Directions for this task
Leave out any picture and return the remaining listing below exactly as given.
---*---
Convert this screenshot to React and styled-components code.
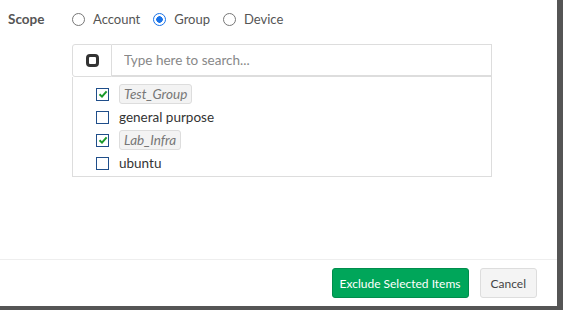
import React, { useState } from 'react';
import styled, { createGlobalStyle } from 'styled-components';

const GlobalStyle = createGlobalStyle`
  html, body {
    margin: 0;
    padding: 0;
    background: #555555;
    font-family: Lato, "Liberation Sans", sans-serif;
  }
`;

const items = [
  { name: 'Test_Group', checked: true, tag: true },
  { name: 'general purpose', checked: false, tag: false },
  { name: 'Lab_Infra', checked: true, tag: true },
  { name: 'ubuntu', checked: false, tag: false }
];

const scopes = ['Account', 'Group', 'Device'];

export default function App() {
  const [scope, setScope] = useState('Group');
  const [rows, setRows] = useState(items);

  const toggle = (i) => {
    setRows(rows.map((r, j) => (j === i ? { ...r, checked: !r.checked } : r)));
  };

  return (
    <>
      <GlobalStyle />
      <Modal>
        <Body>
          <ScopeRow>
            <ScopeLabel>Scope</ScopeLabel>
            <Radios>
              {scopes.map((s) => (
                <RadioOpt key={s} onClick={() => setScope(s)}>
                  <RadioDot active={scope === s} />
                  {s}
                </RadioOpt>
              ))}
            </Radios>
          </ScopeRow>
          <Picker>
            <SearchRow>
              <ToggleBtn>
                <Square />
              </ToggleBtn>
              <SearchInput placeholder='Type here to search...' />
            </SearchRow>
            <List>
              {rows.map((r, i) => (
                <Item key={r.name} onClick={() => toggle(i)}>
                  <Check checked={r.checked}>
                    {r.checked && (
                      <svg width='10' height='10' viewBox='0 0 10 10'>
                        <path
                          d='M1.5 5.2 L4 7.6 L8.6 2.4'
                          fill='none'
                          stroke='#1a9a2a'
                          strokeWidth='2'
                        />
                      </svg>
                    )}
                  </Check>
                  {r.tag ? <Tag>{r.name}</Tag> : <Plain>{r.name}</Plain>}
                </Item>
              ))}
            </List>
          </Picker>
        </Body>
        <Footer>
          <PrimaryBtn>Exclude Selected Items</PrimaryBtn>
          <DefaultBtn>Cancel</DefaultBtn>
        </Footer>
      </Modal>
    </>
  );
}

const Modal = styled.div`
  width: 557px;
  height: 306px;
  background: #fff;
  display: flex;
  flex-direction: column;
`;

const Body = styled.div`
  flex: 1;
  padding: 9px 0 0 8px;
`;

const ScopeRow = styled.div`
  display: flex;
  align-items: center;
  height: 20px;
`;

const ScopeLabel = styled.div`
  width: 64px;
  font-size: 13.5px;
  font-weight: bold;
  color: #555;
`;

const Radios = styled.div`
  display: flex;
  gap: 13px;
`;

const RadioOpt = styled.label`
  display: flex;
  align-items: center;
  gap: 8px;
  font-size: 13px;
  color: #555;
  cursor: pointer;
`;

const RadioDot = styled.span`
  box-sizing: border-box;
  width: 13px;
  height: 13px;
  border-radius: 50%;
  border: 1px solid ${(p) => (p.active ? '#1a73e8' : '#777')};
  background: ${(p) =>
    p.active ? 'radial-gradient(circle, #1a73e8 0 3px, #fff 3.5px)' : '#fff'};
`;

const Picker = styled.div`
  margin: 15px 0 0 64px;
  width: 420px;
`;

const SearchRow = styled.div`
  display: flex;
  height: 33px;
`;

const ToggleBtn = styled.div`
  box-sizing: border-box;
  width: 40px;
  border: 1px solid #ddd;
  border-radius: 3px 0 0 3px;
  display: flex;
  align-items: center;
  justify-content: center;
`;

const Square = styled.span`
  box-sizing: border-box;
  width: 13px;
  height: 13px;
  border: 3px solid #333;
  border-radius: 4px;
`;

const SearchInput = styled.input`
  flex: 1;
  box-sizing: border-box;
  border: 1px solid #ddd;
  border-left: none;
  border-bottom-width: 2px;
  outline: none;
  padding: 0 12px;
  font: inherit;
  font-size: 13.5px;
  color: #555;
  &::placeholder {
    color: #888;
  }
`;

const List = styled.div`
  box-sizing: border-box;
  height: 100px;
  border: 1px solid #ddd;
  border-top: none;
  padding: 7px 0 0 23px;
  display: flex;
  flex-direction: column;
  gap: 3px;
`;

const Item = styled.div`
  display: flex;
  align-items: center;
  gap: 10px;
  height: 20px;
  cursor: pointer;
`;

const Check = styled.span`
  box-sizing: border-box;
  width: 13px;
  height: 13px;
  border: 1px solid #1f4e8a;
  background: #fff;
  display: flex;
  align-items: center;
  justify-content: center;
`;

const Tag = styled.span`
  box-sizing: border-box;
  height: 20px;
  line-height: 18px;
  padding: 0 4px;
  border: 1px solid #ddd;
  border-radius: 3px;
  background: #f3f3f3;
  font-size: 13.5px;
  font-style: italic;
  color: #777;
`;

const Plain = styled.span`
  font-size: 13.5px;
  color: #333;
`;

const Footer = styled.div`
  box-sizing: border-box;
  height: 47px;
  border-top: 1px solid #eee;
  display: flex;
  justify-content: flex-end;
  align-items: flex-start;
  gap: 11px;
  padding: 8px 20px 0 0;
`;

const Button = styled.button`
  height: 30px;
  box-sizing: border-box;
  border-radius: 3px;
  font-family: inherit;
  font-size: 12px;
  padding: 0 ${(p) => p.$pad || 10}px;
  cursor: pointer;
`;

const PrimaryBtn = styled(Button).attrs({ $pad: 7 })`
  background: #00a65a;
  border: 1px solid #008d4c;
  color: #fff;
`;

const DefaultBtn = styled(Button)`
  background: #f4f4f4;
  border: 1px solid #ddd;
  color: #444;
`;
---*---
Output for this task
Convert this screenshot to React and styled-components code.
import React, { useState } from 'react';
import styled, { createGlobalStyle } from 'styled-components';

const GlobalStyle = createGlobalStyle`
  html, body {
    margin: 0;
    padding: 0;
    background: #555555;
    font-family: Lato, "Liberation Sans", sans-serif;
  }
`;

const items = [
  { name: 'Test_Group', checked: true, tag: true },
  { name: 'general purpose', checked: false, tag: false },
  { name: 'Lab_Infra', checked: true, tag: true },
  { name: 'ubuntu', checked: false, tag: false }
];

const scopes = ['Account', 'Group', 'Device'];

export default function App() {
  const [scope, setScope] = useState('Group');
  const [rows, setRows] = useState(items);

  const toggle = (i) => {
    setRows(rows.map((r, j) => (j === i ? { ...r, checked: !r.checked } : r)));
  };

  return (
    <>
      <GlobalStyle />
      <Modal>
        <Body>
          <ScopeRow>
            <ScopeLabel>Scope</ScopeLabel>
            <Radios>
              {scopes.map((s) => (
                <RadioOpt key={s} onClick={() => setScope(s)}>
                  <RadioDot active={scope === s} />
                  {s}
                </RadioOpt>
              ))}
            </Radios>
          </ScopeRow>
          <Picker>
            <SearchRow>
              <ToggleBtn>
                <Square />
              </ToggleBtn>
              <SearchInput placeholder='Type here to search...' />
            </SearchRow>
            <List>
              {rows.map((r, i) => (
                <Item key={r.name} onClick={() => toggle(i)}>
                  <Check checked={r.checked}>
                    {r.checked && (
                      <svg width='10' height='10' viewBox='0 0 10 10'>
                        <path
                          d='M1.5 5.2 L4 7.6 L8.6 2.4'
                          fill='none'
                          stroke='#1a9a2a'
                          strokeWidth='2'
                        />
                      </svg>
                    )}
                  </Check>
                  {r.tag ? <Tag>{r.name}</Tag> : <Plain>{r.name}</Plain>}
                </Item>
              ))}
            </List>
          </Picker>
        </Body>
        <Footer>
          <PrimaryBtn>Exclude Selected Items</PrimaryBtn>
          <DefaultBtn>Cancel</DefaultBtn>
        </Footer>
      </Modal>
    </>
  );
}

const Modal = styled.div`
  width: 557px;
  height: 306px;
  background: #fff;
  display: flex;
  flex-direction: column;
`;

const Body = styled.div`
  flex: 1;
  padding: 9px 0 0 8px;
`;

const ScopeRow = styled.div`
  display: flex;
  align-items: center;
  height: 20px;
`;

const ScopeLabel = styled.div`
  width: 64px;
  font-size: 13.5px;
  font-weight: bold;
  color: #555;
`;

const Radios = styled.div`
  display: flex;
  gap: 13px;
`;

const RadioOpt = styled.label`
  display: flex;
  align-items: center;
  gap: 8px;
  font-size: 13px;
  color: #555;
  cursor: pointer;
`;

const RadioDot = styled.span`
  box-sizing: border-box;
  width: 13px;
  height: 13px;
  border-radius: 50%;
  border: 1px solid ${(p) => (p.active ? '#1a73e8' : '#777')};
  background: ${(p) =>
    p.active ? 'radial-gradient(circle, #1a73e8 0 3px, #fff 3.5px)' : '#fff'};
`;

const Picker = styled.div`
  margin: 15px 0 0 64px;
  width: 420px;
`;

const SearchRow = styled.div`
  display: flex;
  height: 33px;
`;

const ToggleBtn = styled.div`
  box-sizing: border-box;
  width: 40px;
  border: 1px solid #ddd;
  border-radius: 3px 0 0 3px;
  display: flex;
  align-items: center;
  justify-content: center;
`;

const Square = styled.span`
  box-sizing: border-box;
  width: 13px;
  height: 13px;
  border: 3px solid #333;
  border-radius: 4px;
`;

const SearchInput = styled.input`
  flex: 1;
  box-sizing: border-box;
  border: 1px solid #ddd;
  border-left: none;
  border-bottom-width: 2px;
  outline: none;
  padding: 0 12px;
  font: inherit;
  font-size: 13.5px;
  color: #555;
  &::placeholder {
    color: #888;
  }
`;

const List = styled.div`
  box-sizing: border-box;
  height: 100px;
  border: 1px solid #ddd;
  border-top: none;
  padding: 7px 0 0 23px;
  display: flex;
  flex-direction: column;
  gap: 3px;
`;

const Item = styled.div`
  display: flex;
  align-items: center;
  gap: 10px;
  height: 20px;
  cursor: pointer;
`;

const Check = styled.span`
  box-sizing: border-box;
  width: 13px;
  height: 13px;
  border: 1px solid #1f4e8a;
  background: #fff;
  display: flex;
  align-items: center;
  justify-content: center;
`;

const Tag = styled.span`
  box-sizing: border-box;
  height: 20px;
  line-height: 18px;
  padding: 0 4px;
  border: 1px solid #ddd;
  border-radius: 3px;
  background: #f3f3f3;
  font-size: 13.5px;
  font-style: italic;
  color: #777;
`;

const Plain = styled.span`
  font-size: 13.5px;
  color: #333;
`;

const Footer = styled.div`
  box-sizing: border-box;
  height: 47px;
  border-top: 1px solid #eee;
  display: flex;
  justify-content: flex-end;
  align-items: flex-start;
  gap: 11px;
  padding: 8px 20px 0 0;
`;

const Button = styled.button`
  height: 30px;
  box-sizing: border-box;
  border-radius: 3px;
  font-family: inherit;
  font-size: 12px;
  padding: 0 ${(p) => p.$pad || 10}px;
  cursor: pointer;
`;

const PrimaryBtn = styled(Button).attrs({ $pad: 7 })`
  background: #00a65a;
  border: 1px solid #008d4c;
  color: #fff;
`;

const DefaultBtn = styled(Button)`
  background: #f4f4f4;
  border: 1px solid #ddd;
  color: #444;
`;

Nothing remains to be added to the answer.